Lets take a step back. BDD is about specifying behaviour, rather than implementation and encouraging collaboration between roles. All good things. BDD can be done in NUnit, JUnit, RSpec etc. There is no requirement in BDD that tests are written in formulaic English with a Given-When-Then format. The converse is also true - if you write tests which are about implementation using an English language BDD framework, you are not doing BDD.
Using an English language layer on top of normal code is expensive. It is slower to write tests (you need to edit two files every test, and get your matching regexes right), harder to debug, refactor and maintain (tracing test execution between feature text, regex and steps is time consuming and there's less IDE support), and less scalable as suites grow large (most of these frameworks use steps which are isolated procedures with global variables for communication and no object oriented abstraction or packaging). Also for many people who are used to reading code, the English language layer is less concise and slower to read than code for specifying behaviour.
What do you get from an English language layer? It means that less technical people (eg, business sponsor and BAs) can easily read tests, and maybe just possibly, even write the English language half of tests.
It is worth carefully weighing up the costs and benefits in your situation before deciding if you want to fork out the extra development and maintenance cost for an English language layer. Unit tests and integration tests are not likely to pay dividends having an English language layer - non-technical people would not be reading or writing these tests. Acceptance tests are potentially the sweet spot. If your team's business representative(s) or BA(s) are keen to write the English language side of the tests, while keeping in mind the granularity of a scenario style approach, you could be on to a winner. Writing these tests could really help bring the different roles on the team together and come to a common understanding.
On the other hand, if your team's business sponsor(s) are too busy or not interested in sitting down writing tests in text files, and the BAs are not interested or have their hands full elsewhere, then there are few real benefits in having the English language layer and the same costs apply.
A middle ground is to generate readable reports from code based test frameworks. With this approach you get a lot of the benefits with much less cost.

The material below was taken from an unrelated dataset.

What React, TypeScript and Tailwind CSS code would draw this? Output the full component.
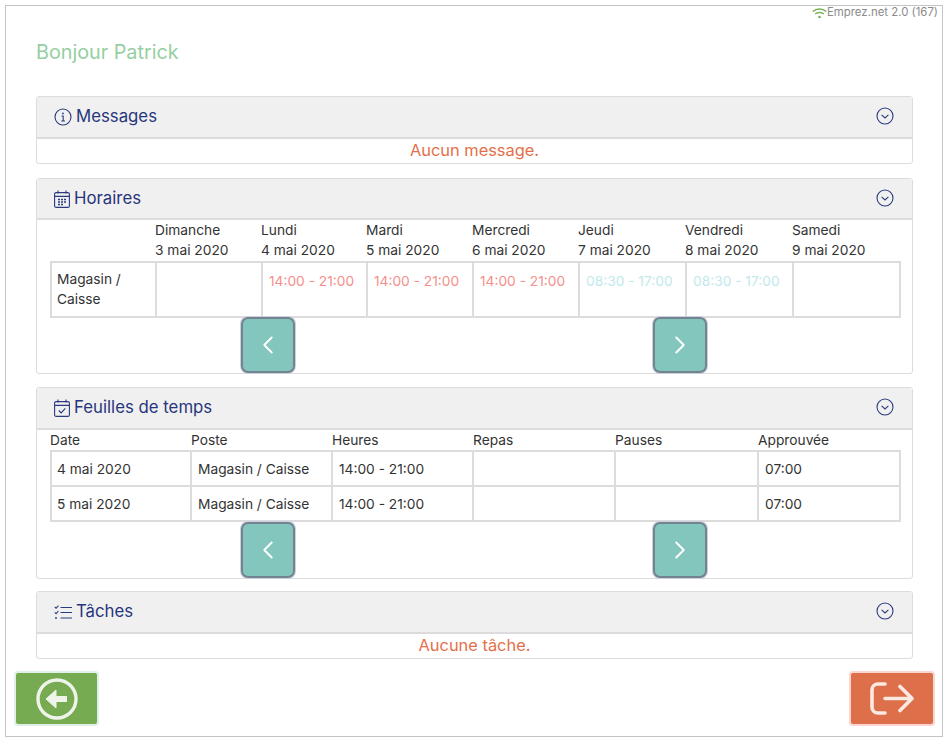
import type { ReactNode } from 'react';
import { ChevronLeft, ChevronRight } from 'lucide-react';

const days = [
  ['Dimanche', '3 mai 2020'],
  ['Lundi', '4 mai 2020'],
  ['Mardi', '5 mai 2020'],
  ['Mercredi', '6 mai 2020'],
  ['Jeudi', '7 mai 2020'],
  ['Vendredi', '8 mai 2020'],
  ['Samedi', '9 mai 2020'],
];

const shifts = [
  { text: '', color: '' },
  { text: '14:00 - 21:00', color: 'text-[#f58f8c]' },
  { text: '14:00 - 21:00', color: 'text-[#f58f8c]' },
  { text: '14:00 - 21:00', color: 'text-[#f58f8c]' },
  { text: '08:30 - 17:00', color: 'text-[#bfe9ec]' },
  { text: '08:30 - 17:00', color: 'text-[#bfe9ec]' },
  { text: '', color: '' },
];

const sheetHeaders = ['Date', 'Poste', 'Heures', 'Repas', 'Pauses', 'Approuvée'];
const sheetRows = [
  ['4 mai 2020', 'Magasin / Caisse', '14:00 - 21:00', '', '', '07:00'],
  ['5 mai 2020', 'Magasin / Caisse', '14:00 - 21:00', '', '', '07:00'],
];

function InfoIcon() {
  return (
    <svg width="18" height="18" viewBox="0 0 18 18" fill="none" stroke="#2b3a7f" strokeWidth="1.1">
      <circle cx="9" cy="9" r="8" />
      <path d="M7.5 8h1.7v5M7.2 13h3.8" />
      <circle cx="8.9" cy="5.4" r="0.9" fill="#2b3a7f" stroke="none" />
    </svg>
  );
}

function CalendarIcon() {
  return (
    <svg width="16" height="18" viewBox="0 0 16 18" fill="none" stroke="#2b3a7f" strokeWidth="1.1">
      <rect x="0.6" y="2.6" width="14.8" height="14.8" rx="1.5" />
      <path d="M0.6 6.4h14.8M4 0.6v3M12 0.6v3" />
      <path d="M4 9.500h2M7 9.500h2M10 9.500h2M4 12h2M7 12h2M10 12h2M4 14.500h2M7 14.500h2" strokeWidth="1.4" />
    </svg>
  );
}

function CalendarCheckIcon() {
  return (
    <svg width="16" height="18" viewBox="0 0 16 18" fill="none" stroke="#2b3a7f" strokeWidth="1.1">
      <rect x="0.6" y="2.6" width="14.8" height="14.8" rx="1.5" />
      <path d="M0.6 6.4h14.8M4 0.6v3M12 0.6v3" />
      <path d="M4.8 11.500l2.3 2.4 4.2-4.6" />
    </svg>
  );
}

function TasksIcon() {
  return (
    <svg width="18" height="15" viewBox="0 0 18 15" fill="none" stroke="#2b3a7f" strokeWidth="1.1">
      <path d="M0.8 2l1.3 1.3L4.400 0.6M0.8 7.400l1.3 1.3 2.3-2.7" />
      <circle cx="2" cy="13" r="0.9" fill="#2b3a7f" stroke="none" />
      <path d="M6.500 2.500H18M6.500 7.500H18M6.500 13H18" />
    </svg>
  );
}

function ToggleIcon() {
  return (
    <svg className="mb-[2px]" width="18" height="18" viewBox="0 0 18 18" fill="none" stroke="#2b3a7f" strokeWidth="1.1">
      <circle cx="9" cy="9" r="8" />
      <path d="M5.6 7.800L9 11l3.400-3.200" />
    </svg>
  );
}

function WifiIcon() {
  return (
    <svg width="15" height="11" viewBox="0 0 15 11" fill="none" stroke="#76ae51" strokeWidth="1.4">
      <path d="M0.8 3.600C4.400 0.1 10.600 0.1 14.200 3.600" />
      <path d="M3.200 6C5.500 3.900 9.500 3.900 11.800 6" />
      <circle cx="7.500" cy="9" r="1.3" fill="#76ae51" stroke="none" />
    </svg>
  );
}

function Panel({
  icon,
  title,
  className,
  headerHeight = 'h-[42px]',
  children,
}: {
  icon: ReactNode;
  title: string;
  className: string;
  headerHeight?: string;
  children: ReactNode;
}) {
  return (
    <section className={`rounded-[3px] border border-[#dcdcdc] bg-white ${className}`}>
      <header className={`flex items-center justify-between border-b-2 border-[#dcdcdc] bg-[#f0f0f0] pl-[17px] pr-[18px] ${headerHeight}`}>
        <div className="flex items-center gap-[4px]">
          {icon}
          <span className="text-[16.8px] text-[#27367c]">{title}</span>
        </div>
        <ToggleIcon />
      </header>
      {children}
    </section>
  );
}

function EmptyRow({ text }: { text: string }) {
  return <div className="flex h-[24px] items-center justify-center pb-px text-[16.4px] text-[#e46f4b]">{text}</div>;
}

function Pager() {
  return (
    <div className="flex h-[56px] pl-[204px]">
      <button className="flex h-[56px] w-[54px] items-center justify-center rounded-[7px] border-2 border-[#74848f] bg-[#82c6bd] shadow-[0_0_0_1px_#c9d0e4]">
        <ChevronLeft className="size-[30px] text-white" strokeWidth={1.5} />
      </button>
      <button className="ml-[358px] flex h-[56px] w-[54px] items-center justify-center rounded-[7px] border-2 border-[#74848f] bg-[#82c6bd] shadow-[0_0_0_1px_#c9d0e4]">
        <ChevronRight className="size-[30px] text-white" strokeWidth={1.5} />
      </button>
    </div>
  );
}

export default function App() {
  return (
    <div className="h-[744px] w-[948px] bg-white p-[5px] font-['Inter',sans-serif] text-[13.75px] text-[#333]">
      <div className="h-[732px] w-[938px] border border-[#c4c4c4]">
        <div className="flex h-[11px] items-center justify-end pr-[4px] pt-[3px] text-[11.4px] text-[#8b8b8b]">
          <WifiIcon />
          <span>Emprez.net 2.0 (167)</span>
        </div>
        <div className="pl-[30px] pr-[29px]">
          <h1 className="mt-[23px] text-[19.75px] leading-[24px] text-[#95cfa2]">Bonjour Patrick</h1>
          <div className="mt-[32px] flex flex-col">
            <Panel icon={<InfoIcon />} title="Messages" className="">
              <EmptyRow text="Aucun message." />
            </Panel>
            <Panel icon={<CalendarIcon />} title="Horaires" className="mt-[14px]" headerHeight="h-[41px]">
              <div className="pl-[13px] pr-[11px]">
                <div className="grid h-[41px] grid-cols-[105px_106px_105px_106px_106px_107px_107px_109px] items-center pb-[2px] leading-[20px]">
                  <div />
                  {days.map(([day, date]) => (
                    <div key={day}>
                      <div>{day}</div>
                      <div>{date}</div>
                    </div>
                  ))}
                </div>
                <div className="grid h-[57px] grid-cols-[103px_106px_105px_106px_106px_107px_107px_107px] border-2 border-[#dcdcdc]">
                  <div className="flex items-center px-[5px] pb-[2px] leading-[20px]">Magasin / Caisse</div>
                  {shifts.map((s, i) => (
                    <div key={i} className={`border-l-2 border-[#dcdcdc] pl-[6px] pt-[8px] ${s.color}`}>
                      {s.text}
                    </div>
                  ))}
                </div>
              </div>
              <div className="-mt-px">
                <Pager />
              </div>
            </Panel>
            <Panel icon={<CalendarCheckIcon />} title="Feuilles de temps" className="mt-[13px]">
              <div className="pl-[13px] pr-[11px]">
                <div className="grid h-[20px] grid-cols-[141px_141px_141px_142px_143px_143px] items-center">
                  {sheetHeaders.map((h) => (
                    <div key={h}>{h}</div>
                  ))}
                </div>
                <div className="border-2 border-t-0 border-[#dcdcdc]">
                  {sheetRows.map((row, r) => (
                    <div key={r} className="grid h-[35px] grid-cols-[138px_141px_141px_142px_143px_142px] border-t-2 border-[#dcdcdc]">
                      {row.map((cell, c) => (
                        <div key={c} className={`flex items-center pt-px ${c > 0 ? 'border-l-2 border-[#dcdcdc] px-[6px]' : 'px-[5px]'}`}>
                          {cell}
                        </div>
                      ))}
                    </div>
                  ))}
                </div>
              </div>
              <Pager />
            </Panel>
            <Panel icon={<TasksIcon />} title="Tâches" className="mt-[12px]">
              <EmptyRow text="Aucune tâche." />
            </Panel>
          </div>
        </div>
        <div className="mt-[14px] flex justify-between pl-[10px] pr-[9px]">
          <button className="flex h-[51px] w-[81px] items-center justify-center rounded-[2px] bg-[#76ab52] shadow-[0_0_0_2px_#dff1e4]">
            <svg width="42" height="42" viewBox="0 0 42 42" fill="none" stroke="#eff4ea" strokeWidth="3.4">
              <circle cx="21" cy="21" r="19" />
              <path d="M31 21H17" strokeWidth="6" />
              <path d="M20 12l-10 9 10 9z" fill="#eff4ea" strokeWidth="1" strokeLinejoin="round" />
            </svg>
          </button>
          <button className="flex h-[51px] w-[82px] items-center justify-center rounded-[2px] bg-[#dd6f4a] shadow-[0_0_0_2px_#fbd5d0]">
            <svg width="44" height="33" viewBox="0 0 44 33" fill="none" stroke="#fbe9e2" strokeWidth="3.6" strokeLinecap="round" strokeLinejoin="round">
              <path d="M15 2H8C4.500 2 2 4.500 2 8v17c0 3.500 2.500 6 6 6h7" />
              <path d="M15 16.500h27M30 4.500l12 12-12 12" />
            </svg>
          </button>
        </div>
      </div>
    </div>
  );
}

Business people and BAs cannot write tests unaided, but they can read what tests ran (a specification of the system) in clear English.
Traceability from Requirements
A concept that most commonly comes up at companies doing highly traditional SDLCs is traceability from requirements all the way to code and tests. Clearcase and some of the TFS tools are the children of this idea. Acceptance testing tools are often misused to automate far too many fine grained tests to attempt to prove that there is traceability from requirements.

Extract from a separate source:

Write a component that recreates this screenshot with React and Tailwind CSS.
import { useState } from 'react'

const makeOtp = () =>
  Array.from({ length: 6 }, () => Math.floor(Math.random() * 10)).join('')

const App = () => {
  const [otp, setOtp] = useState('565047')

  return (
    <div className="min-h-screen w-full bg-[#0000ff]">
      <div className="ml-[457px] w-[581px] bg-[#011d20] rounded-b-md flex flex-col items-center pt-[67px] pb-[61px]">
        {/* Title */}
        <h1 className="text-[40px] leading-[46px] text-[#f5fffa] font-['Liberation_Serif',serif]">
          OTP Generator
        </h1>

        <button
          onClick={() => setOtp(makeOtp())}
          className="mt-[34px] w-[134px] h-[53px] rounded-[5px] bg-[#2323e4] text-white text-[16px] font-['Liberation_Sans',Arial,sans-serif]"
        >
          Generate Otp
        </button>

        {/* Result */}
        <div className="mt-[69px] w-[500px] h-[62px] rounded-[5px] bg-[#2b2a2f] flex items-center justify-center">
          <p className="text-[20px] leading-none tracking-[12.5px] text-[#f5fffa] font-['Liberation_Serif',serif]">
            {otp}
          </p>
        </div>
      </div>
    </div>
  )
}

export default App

A friend was explaining his area of expertise around proof of program correctness for safety critical systems where many peoples' lives depend on a system. I totally agree that in this small subset of systems, it is vital to specify the system exactly and mathematically and prove it is correct in all cases.
However, the majority of business systems do not need to be specified in such detail or with such accuracy. Most business systems which people attempt to specify up front are written in natural language which is notorious for inexactitude and differing interpretations. As the system is written, many of these so called requirements change as the business changes, technical constraints are realised, and as people see the system working, they realise it should work differently.
Is traceability back to outdated requirements useful? Should people spend time updating these "requirements" to keep them in sync with the real system development? I would say a resounding NO. There is no point in this. If the system is already built, these artefacts have realised their value and their time is over. If documentation is required for other purposes such as supporting the system, then it is worth writing targeted documents with that audience and purpose in mind.
On the testing front, this traceability drive can lead to vast numbers of fine grained acceptance tests (eg, one for each requirement) being written in an English-language BDD test framework. This approach is naive and leads to the problems we have covered earlier.
Recent Experiences
On a project a couple of years ago which had a test square rather than a pyramid (hundreds of acceptance tests that ran in a browser), it took 2 people full time (usually a dev and a QA) to keep the acceptance suite up and running. Developers generally left updating the acceptance tests to the dedicated QA/Dev, as it took around an hour to run the full test suite, and had many false negative failures to chase up (was the failure due to an intended screen change, an integration point being down, or a real issue in the software?). The test suite was in Fitnesse for .NET, which was hard to debug and use, and had its own little wiki style version control that didn't fit in well with the source version control system. The acceptance test suite was red the majority of the time due to false negatives, so it was hard to know if a build was really working or not. To get a green build would take luck and several tries nursing the build through. I would count this as a prime example of an anti-pattern in automated test strategy, where there were far too many fine grained acceptance tests which took far too much effort to write and maintain.
On my last 3 projects, taking the test pyramid approach, we had a small number of acceptance tests which were scenario based, covered the happy paths and a few unhappy paths. On these projects, tests ran in just a few minutes, so could be run on developer machines before check in. The maintenance overhead of updating tests could be included in the development of a story rather than requiring full time people dedicated to resolving issues. Acceptance builds had few false negatives and hence were much more reliable indicators. We also chose tools which were code/text-file based, and could be checked into version control with the rest of the source code. The resulting systems in production had low defect rates.
Conclusion
Some of the ideas in this post go against the prevailing testing fashions of the moment. However, rather than following fashion, let's look at the costs and benefits of the ideas and tools we employ. The aim of automated testing is to increase throughput on the project (during growth and maintenance) while building in sufficient quality. Anything that costs more to build and maintain than the value it provides should be changed or dropped.